Huntington’s this last comment in fact describe the coming of Recep Tayyip Erdoğan, an Islamist politician whose rise started in the mid-1990s as the municipal leader of Istanbul. Erdoğan is now the undisputed chef and the President of Turkey and he is a great example of “from zero to hero” model. Erdoğan is a man of the people with his aggressive, anti-Western and Islamic rhetoric and he openly opposes to Atatürk’s reforms and secularism. His electoral success shows that Erdoğan fits into Huntington’s description perfectly well, but he still represents only the half of the country. The other half of Turkey on the other hand still seems closer to Atatürk’s model.
How Turkey will manage this bipolar social and political structure will of course be a million dollar question in the 21st century and a major research subject for political scientists and sociologists. But Huntington’s prophecy is interesting since he wrote this book when political Islam in Turkey (Erbakan tradition) was weak and did not have high approval (only 20-21 percent) in the mid-1990s.
Dr. Ozan ÖRMECİ
[1] For information; https://en.wikipedia.org/wiki/Samuel_P._Huntington.
[2] For details about his theory see; http://politikaakademisi.org/2015/12/21/the-clash-of-civilizations-by-samuel-huntington/.
[3] The article is here; https://www.foreignaffairs.com/articles/united-states/1993-06-01/clash-civilizations.
[4] The book is available at Amazon.com; https://www.amazon.com/Clash-Civilizations-Remaking-World-Order/dp/B004U522OS/.
[5] Huntington does not make any reference to Catholic-Protestant and secular-religious cleavages in Western countries which might be a major source of criticism against his theory.
[6] Ukraine is also often added to this list.

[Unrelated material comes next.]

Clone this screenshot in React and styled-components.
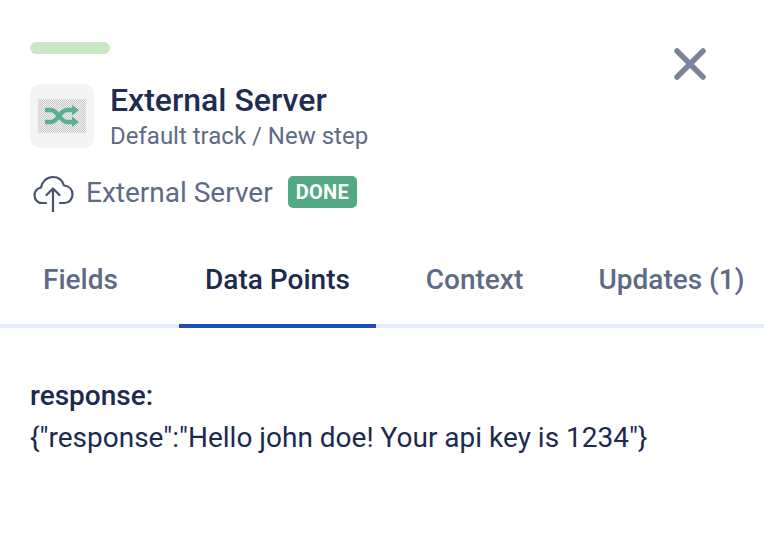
import React from "react";
import styled, { createGlobalStyle } from "styled-components";

const Global = createGlobalStyle`
  html, body { margin: 0; padding: 0; background: #fff; overflow: hidden; }
  body { font-family: Roboto, "Liberation Sans", sans-serif; }
`;
const Page = styled.div`
  width: 764px; height: 558px; overflow: hidden; display: flex; flex-direction: column;
`;
const Header = styled.header`
  position: relative; padding: 42px 30px 0; display: flex; flex-direction: column;
`;
const Pill = styled.div`
  width: 80px; height: 12px; border-radius: 6px; background: #cae7c8;
`;
const TitleRow = styled.div`
  display: flex; gap: 16px; margin-top: 30px; align-items: flex-start;
`;
const Tile = styled.div`
  width: 64px; height: 64px; border-radius: 10px; background: #f3f4f6;
  display: flex; align-items: center; justify-content: center;
`;
const Glyph = styled.div`
  width: 48px; height: 34px; display: flex; align-items: center; justify-content: center;
  background-color: #e4e4e4;
  background-image: repeating-conic-gradient(#c9c9c9 0 25%, #f2f2f2 0 50%);
  background-size: 2px 2px;
`;
const Titles = styled.div`
  display: flex; flex-direction: column;
`;
const Title = styled.h1`
  margin: 0; font-size: 32px; line-height: 32px; font-weight: 500; color: #1f2d52;
`;
const Sub = styled.div`
  font-size: 24px; line-height: 28px; margin-top: 6px; color: #5e6a86;
`;
const StatusRow = styled.div`
  display: flex; align-items: center; margin-top: 18px; height: 48px; padding-left: 3px;
`;
const StatusName = styled.span`
  font-size: 28px; color: #5e6a86; margin-left: 11px;
`;
const Badge = styled.span`
  margin-left: 15px; background: #54a985; color: #fff; font-size: 20px; font-weight: 700;
  line-height: 32px; height: 32px; padding: 0 8px; border-radius: 5px; letter-spacing: 0.3px;
`;
const Close = styled.button`
  position: absolute; top: 46px; right: 56px; width: 36px; height: 36px; padding: 0;
  border: 0; background: none; display: flex;
`;
const Tabs = styled.nav`
  display: grid; grid-template-columns: repeat(4, 197px);
  width: 788px; margin-left: -18px;
`;
const TabRail = styled.div`
  border-bottom: 4px solid #e6ecf9; margin-top: 20px; height: 88px; display: flex;
`;
const Tab = styled.div`
  height: 86px; padding-bottom: 2px; display: flex; align-items: center; justify-content: center;
  font-size: 28px; font-weight: 500; white-space: nowrap;
  color: ${(p) => (p.$active ? "#1c2a4e" : "#5e6a86")};
  border-bottom: 4px solid ${(p) => (p.$active ? "#1e4db7" : "transparent")};
`;
const Body = styled.section`
  padding: 47px 30px 0; font-size: 28px; line-height: 42px; color: #1c2a4e;
`;
const Key = styled.div`
  font-weight: 500;
`;

const Shuffle = () => (
  <svg width="34" height="22" viewBox="0 0 34 22" fill="none">
    <path d="M0 5 H6 C13 5 15 17 22 17 H28" stroke="#5aae93" strokeWidth="4.4" />
    <path d="M0 17 H6 C13 17 15 5 22 5 H28" stroke="#5aae93" strokeWidth="4.4" />
    <path d="M27 0 L34 5 L27 10.5 Z M27 11.5 L34 17 L27 22 Z" fill="#5aae93" />
  </svg>
);
const CloudUp = () => (
  <svg width="42" height="40" viewBox="0 0 42 40" fill="none" stroke="#46526f" strokeWidth="2.2" strokeLinecap="round" strokeLinejoin="round">
    <path d="M13 31 H9 C4.5 31 1.5 27.5 1.5 23 C1.5 19 4.5 16 8 15.5 C9 9.5 14 5 20 5 C25.5 5 29.5 8.5 31 13.5 C36 14 39.5 17.5 39.5 22.5 C39.5 27 36 31 31.5 31 H27" />
    <path d="M20 40 V16.5 M13.5 23 L20 16.5 L26.5 23" />
  </svg>
);
const X = () => (
  <svg width="36" height="36" viewBox="0 0 36 36" stroke="#7a849b" strokeWidth="5.5" strokeLinecap="round">
    <path d="M5 5 L31 31 M31 5 L5 31" />
  </svg>
);

export default function App() {
  return (
    <Page>
      <Global />
      <Header>
        <Pill />
        <TitleRow>
          <Tile><Glyph><Shuffle /></Glyph></Tile>
          <Titles>
            <Title>External Server</Title>
            <Sub>Default track / New step</Sub>
          </Titles>
        </TitleRow>
        <StatusRow>
          <CloudUp />
          <StatusName>External Server</StatusName>
          <Badge>DONE</Badge>
        </StatusRow>
        <Close aria-label="Close"><X /></Close>
      </Header>
      <TabRail>
        <Tabs>
          <Tab>Fields</Tab>
          <Tab $active>Data Points</Tab>
          <Tab>Context</Tab>
          <Tab>Updates (1)</Tab>
        </Tabs>
      </TabRail>
      <Body>
        <Key>response:</Key>
        <div>{'{"response":"Hello john doe! Your api key is 1234"}'}</div>
      </Body>
    </Page>
  );
}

[7] Huntington wrote that for a “torn country” to successfully to redefine its civilizational identity, at least three requirements must be met. First, the political and economic elite of the country has to be generally supportive of and enthusiastic about this move. Second, the public has to be at least willing to acquiesce in the redefinition of identity. Third, the dominant elements in the host civilization, in most cases the West, have to be willing to embrace the convert.